Problem description –
Could the lines from the start of the data through the line with "your answer in" be set down exactly, with no pictures among them?

Supplied information –
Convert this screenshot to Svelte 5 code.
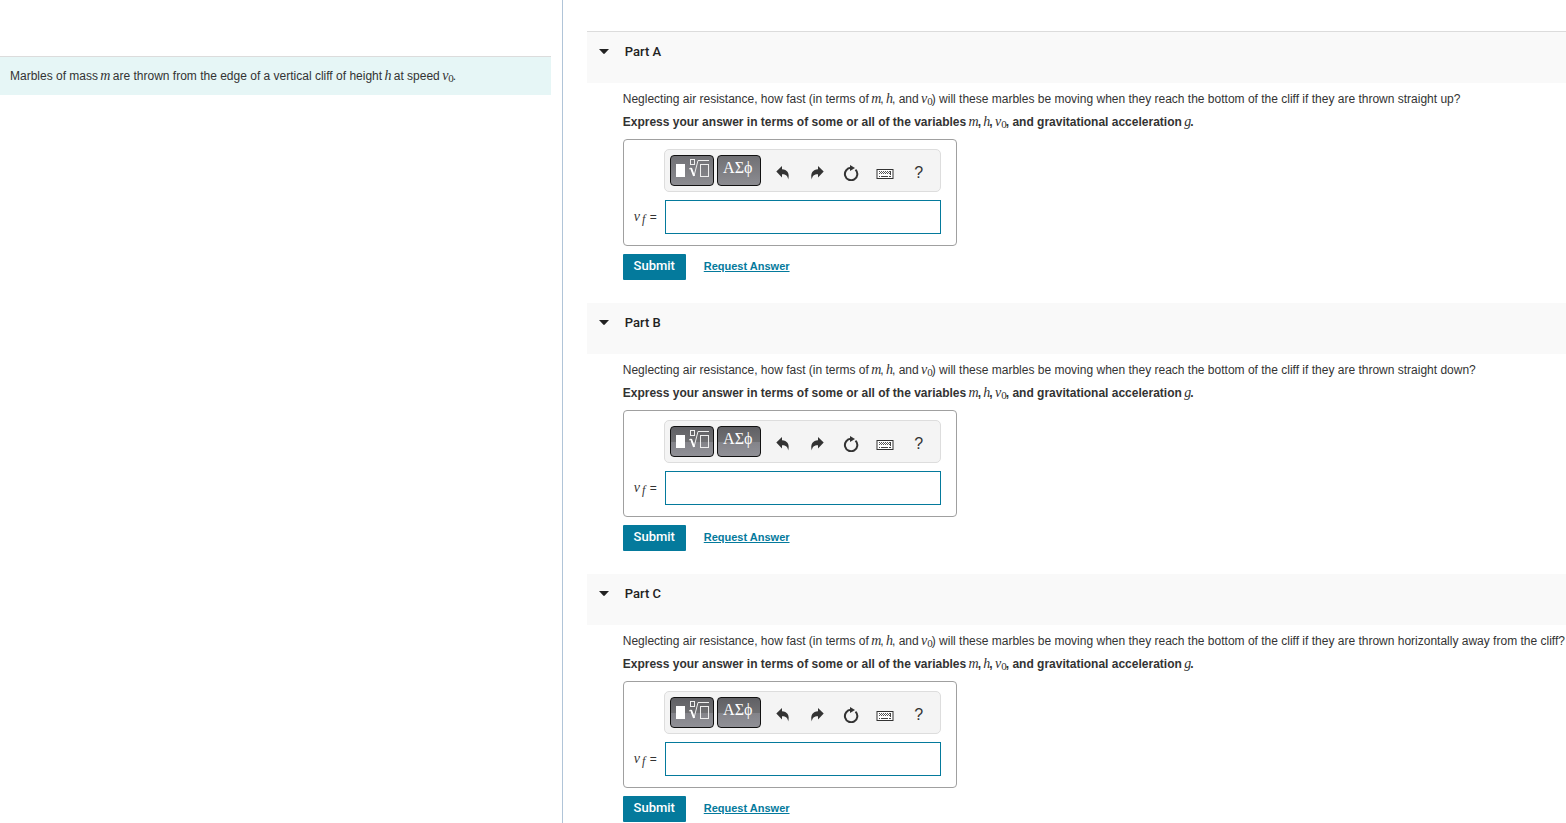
<script>
  let parts = $state([
    { id: 'A', ending: 'straight up', answer: '', open: true },
    { id: 'B', ending: 'straight down', answer: '', open: true },
    { id: 'C', ending: 'horizontally away from the cliff', answer: '', open: true }
  ]);

  const toggle = (part) => {
    part.open = !part.open;
  };

  const reset = (part) => {
    part.answer = '';
  };
</script>

{#snippet speed()}<i class="math">v<sub>0</sub></i>{/snippet}

<main>
  <aside>
    <p class="intro">
      Marbles of mass <i class="math">m</i> are thrown from the edge of a vertical cliff of height <i class="math">h</i> at speed {@render speed()}.
    </p>
  </aside>

  <div class="parts">
    {#each parts as part (part.id)}
      <section>
        <header>
          <button class="toggle" aria-expanded={part.open} onclick={() => toggle(part)}>
            <svg class="caret" class:closed={!part.open} viewBox="0 0 10 6" width="10" height="6"><path d="M0 0h10L5.8 4.6Q5 5.4 4.2 4.6z" /></svg>
            Part {part.id}
          </button>
        </header>
        {#if part.open}
          <div class="content">
            <p>Neglecting air resistance, how fast (in terms of <i class="math">m</i>, <i class="math">h</i>, and {@render speed()}) will these marbles be moving when they reach the bottom of the cliff if they are thrown {part.ending}?</p>
            <p class="instructions">Express your answer in terms of some or all of the variables <i class="math">m</i>, <i class="math">h</i>, {@render speed()}, and gravitational acceleration <i class="math">g</i>.</p>

            <div class="answer">
              <div class="toolbar">
                <button class="palette" class:flat={part.id === 'A'} aria-label="Templates">
                  <svg viewBox="0 0 34 22" width="34" height="22">
                    <rect x="1" y="6" width="9" height="13" fill="#fff" />
                    <g fill="none" stroke="#eee">
                      <rect x="15.5" y="1.5" width="4" height="5" />
                      <path d="M14 11l2-1 3 8 4-15.500H34" />
                      <rect x="25.500" y="6.500" width="8" height="12" />
                    </g>
                    <path d="M16 10l3 8" stroke="#fff" stroke-width="2" />
                  </svg>
                </button>
                <button class="palette greek" class:flat={part.id === 'A'} aria-label="Symbols">ΑΣϕ</button>
                <div class="icons">
                  <button aria-label="undo">
                    <svg viewBox="0 0 14 14" width="14" height="14"><path d="M6 0v3.200c5 .2 8 3.800 6.200 10.300C11.800 9.800 10 8.300 6 8.200v3.200L.3 5.600z" /></svg>
                  </button>
                  <button aria-label="redo">
                    <svg viewBox="0 0 14 14" width="14" height="14"><path d="M8 0v3.200C3 3.400 0 7 1.800 13.500 2.200 9.800 4 8.300 8 8.200v3.200l5.700-5.800z" /></svg>
                  </button>
                  <button aria-label="reset" onclick={() => reset(part)}>
                    <svg viewBox="0 0 16 16" width="16" height="16">
                      <path d="M12.500 4.600A6.200 6.200 0 1 1 8 2.800" fill="none" stroke="#333" stroke-width="2" />
                      <path d="M7 0l5 3-5 3z" />
                    </svg>
                  </button>
                  <button aria-label="keyboard shortcuts">
                    <svg viewBox="0 0 18 14" width="18" height="14">
                      <rect x="1" y="3.500" width="16" height="9" fill="#fff" stroke="#333" />
                      <path d="M3 5.500h12M4 6.500h11M3 7.500h12" stroke="#555" stroke-dasharray="1 1" />
                      <path d="M3 10.500h1M5 10.500h7M13 10.500h2M14.500 5v4" stroke="#444" />
                    </svg>
                  </button>
                  <button class="help" aria-label="help">?</button>
                </div>
              </div>
              <label for="answer-{part.id}"><i class="math">v<sub class="f">f</sub></i>=</label>
              <input id="answer-{part.id}" type="text" autocomplete="off" bind:value={part.answer} />
            </div>

            <div class="actions">
              <button class="submit">Submit</button>
              <a href="#request-{part.id}">Request Answer</a>
            </div>
          </div>
        {/if}
      </section>
    {/each}
  </div>
</main>

<style>
  :global(body) {
    margin: 0;
    background: #fff;
  }

  main {
    display: grid;
    grid-template-columns: 36% 1fr;
    height: 100vh;
    overflow: hidden;
    color: #333;
    font: 12px/16px "Liberation Sans", Arial, sans-serif;
  }

  aside {
    box-sizing: border-box;
    margin-right: 1px;
    padding: 56px 11px 0 0;
    border-right: 1px solid #b0c4d8;
  }

  p {
    margin: 0;
  }

  .intro {
    padding: 11px 10px;
    border-top: 1px solid #dcdcdc;
    background: #e6f6f6;
  }

  .math {
    margin: 0 -1px;
    font: italic 14px/12px "Liberation Serif", "Times New Roman", serif;
  }

  .math sub {
    font-style: normal;
    font-size: 11px;
    line-height: 0;
    vertical-align: -2px;
  }

  .math .f {
    margin-left: 2px;
    font-style: italic;
    font-size: 12px;
  }

  .parts {
    padding: 31px 0 0 23px;
    overflow: auto;
    scrollbar-width: none;
  }

  section:first-child {
    border-top: 1px solid #dcdcdc;
  }

  header {
    height: 51px;
    background: #f9f9f9;
  }

  .toggle {
    display: flex;
    align-items: center;
    gap: 16px;
    width: 100%;
    padding: 12px;
    border: 0;
    background: none;
    color: #222;
    font: 500 13px/16px Roboto, sans-serif;
    cursor: pointer;
  }

  .caret {
    fill: #222;
  }

  .closed {
    transform: rotate(-90deg);
  }

  .content {
    padding: 8px 0 23px 36px;
  }

  .instructions {
    margin-top: 7px;
    font-weight: bold;
  }

  .answer {
    display: grid;
    grid-template-columns: 29px 277px;
    justify-content: start;
    align-items: center;
    gap: 8px 1px;
    box-sizing: border-box;
    width: 334px;
    margin-top: 9px;
    padding: 9px 10px 11px;
    border: 1px solid #a0a0a0;
    border-radius: 4px;
  }

  .toolbar {
    display: flex;
    grid-column: 2;
    align-items: center;
    box-sizing: border-box;
    height: 43px;
    padding-left: 5px;
    border: 1px solid #ddd;
    border-radius: 5px;
    background: #f4f4f4;
  }

  .toolbar button {
    padding: 0;
    cursor: pointer;
  }

  .toolbar .palette {
    flex: none;
    box-sizing: border-box;
    width: 44px;
    height: 31px;
    margin-right: 3px;
    padding-bottom: 3px;
    border: 1px solid #111;
    border-radius: 4px;
    background: linear-gradient(#606064, #6f6f72 50%, #838389 51%, #909096);
    color: #fff;
  }

  .toolbar .flat {
    background: linear-gradient(#707074, #8c8c91);
  }

  .palette svg {
    display: block;
    margin: 0 auto;
  }

  .toolbar .greek {
    padding: 0 2px 5px 0;
    font: 16px/20px "Liberation Serif", serif;
  }

  .icons {
    display: flex;
    margin: 5px 0 0 2px;
  }

  .icons button {
    display: flex;
    align-items: center;
    justify-content: center;
    width: 34px;
    height: 34px;
    border: 0;
    background: none;
    color: #333;
    fill: #333;
  }

  .icons .help {
    font: 16px/20px "Liberation Sans", Arial, sans-serif;
  }

  label {
    display: flex;
    align-items: baseline;
    justify-content: space-between;
    padding: 0 6px 0 1px;
  }

  input {
    box-sizing: border-box;
    width: 276px;
    height: 34px;
    margin-left: 1px;
    padding: 0 8px;
    border: 1px solid #047a9c;
    background: #fff;
    font-size: 14px;
  }

  .actions {
    display: flex;
    align-items: center;
    gap: 18px;
    margin-top: 8px;
  }

  .submit {
    width: 63px;
    height: 26px;
    padding: 0 0 2px;
    border: 0;
    border-radius: 1px;
    background: #047a9c;
    color: #fff;
    font: 500 13px/16px Roboto, sans-serif;
    cursor: pointer;
  }

  a {
    padding-bottom: 2px;
    color: #047a9c;
    font-size: 11px;
    font-weight: bold;
  }
</style>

Final answer –
Convert this screenshot to Svelte 5 code.
<script>
  let parts = $state([
    { id: 'A', ending: 'straight up', answer: '', open: true },
    { id: 'B', ending: 'straight down', answer: '', open: true },
    { id: 'C', ending: 'horizontally away from the cliff', answer: '', open: true }
  ]);

  const toggle = (part) => {
    part.open = !part.open;
  };

  const reset = (part) => {
    part.answer = '';
  };
</script>

{#snippet speed()}<i class="math">v<sub>0</sub></i>{/snippet}

<main>
  <aside>
    <p class="intro">
      Marbles of mass <i class="math">m</i> are thrown from the edge of a vertical cliff of height <i class="math">h</i> at speed {@render speed()}.
    </p>
  </aside>

  <div class="parts">
    {#each parts as part (part.id)}
      <section>
        <header>
          <button class="toggle" aria-expanded={part.open} onclick={() => toggle(part)}>
            <svg class="caret" class:closed={!part.open} viewBox="0 0 10 6" width="10" height="6"><path d="M0 0h10L5.8 4.6Q5 5.4 4.2 4.6z" /></svg>
            Part {part.id}
          </button>
        </header>
        {#if part.open}
          <div class="content">
            <p>Neglecting air resistance, how fast (in terms of <i class="math">m</i>, <i class="math">h</i>, and {@render speed()}) will these marbles be moving when they reach the bottom of the cliff if they are thrown {part.ending}?</p>
            <p class="instructions">Express your answer in terms of some or all of the variables <i class="math">m</i>, <i class="math">h</i>, {@render speed()}, and gravitational acceleration <i class="math">g</i>.</p>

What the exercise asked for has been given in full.